At the climax, the readers see the power of karma when the evil husband is bitten by his snake that was for Delia. Another issue about karma is that if Delia was not so hardworking and oppressed, she would not be so alert and could not immediately notice the rattlesnake, which would have had a fatal result. Then, Sykes might epitomize sexist inclinations of the time and metaphorically embody the snake as he is vile and lethal himself (Khaoula 87). Moreover, Hurston might make some references to religion in the tale. For instance, the chinaberry tree with its poisonous fruits may mark “the origins of African-derived religions in the United States” and that African slaves “situated their narratives in the New World” (Jenkins 220).
It seems reasonable to assume that Sweat is a short story about the married couple of African Americans in the 1920s that depicts the husband’s oppressions and Delia’s struggle against them. There are two main characters in the tale – Delia, a protagonist, and Sykes, an antagonist. Their contrast might be the embodiment of the fight of good versus evil. Moreover, Sweat contains such topics as sexism, emancipation, power of karma, and religion.
Asmarani, Ranta. “The Portrayal of a Black Woman’s Perseverance in Zora Neale Hurston‟s Short Story Entitled Sweat.” Journal of Language and Literature, vol. 13, no. 1, 2018, pp. 1–6.
Baroroh, Mashbahah, and Linusia Marsih. “A Comparison of Types of Domestic Violence in Zora Neale Hurston’s “Sweat” and in Sandra Cisneros’s “Woman Hollering Creek”.” Journal of Language, Literary, and Cultural Studies, vol. 1, no. 2, 2018, pp. 39–49.
Bere, Noviana O., and Tomy Arianto. “Woman Violence and Resistance in “Sweat” Short Story by Zora Neale Hurston: Feminist Approach.” Jurnal Basis, vol. 6, no. 2, 2019, pp. 249–258.
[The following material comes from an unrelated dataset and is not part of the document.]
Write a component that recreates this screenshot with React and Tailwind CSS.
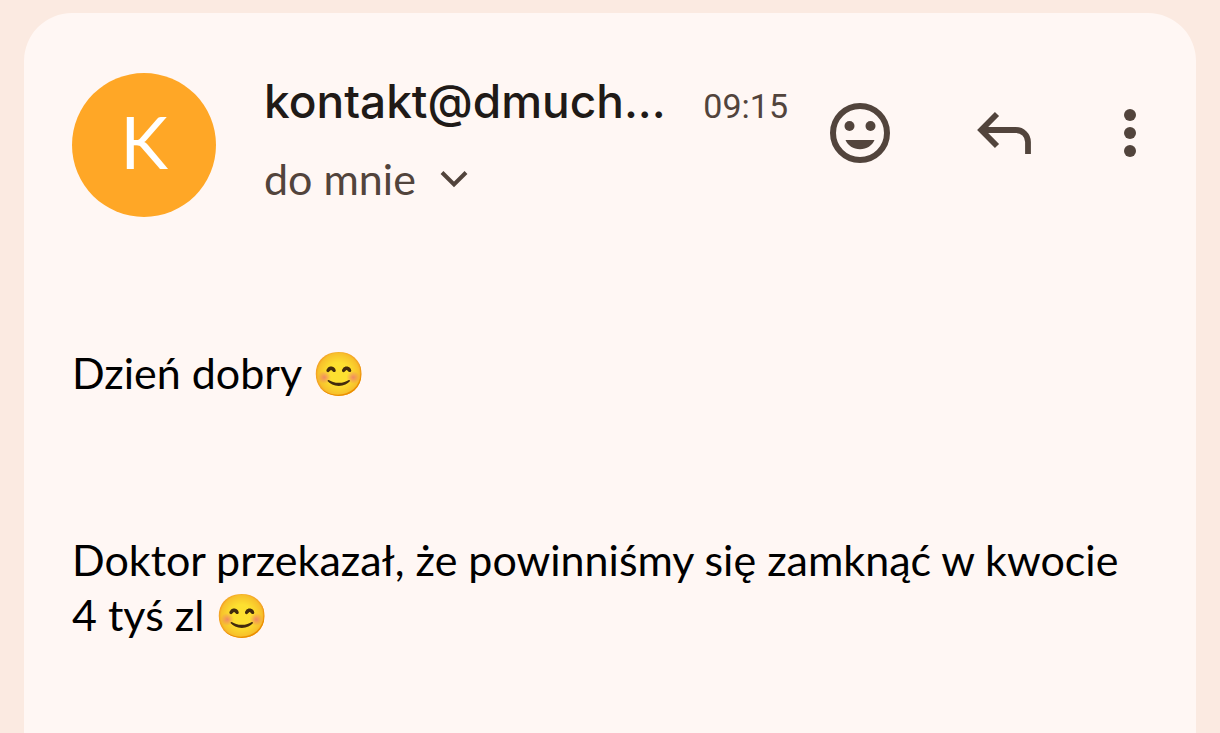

Hurston, Zora N. “Sweat.” 1926.
Jenkins, Tammie. “Writing Vodou into Literature: Exploring Diasporic Religious Symbols and Lore in Zora Neale Hurston’s “Sweat” and Jonah’s Gourd Vine.” Journal of Africana Religions, vol. 4, no. 2, 2016, pp. 215–224.
Khaoula, Chakour. “Racial Politics in Zora Neale Hurston’s “Sweat”, Toni Morrison’s “Recitatif”, and James Baldwin’s “Sonny’s Blues”.” Studies in Literature and Language, vol. 17, no. 1, 2018, pp. 86–90.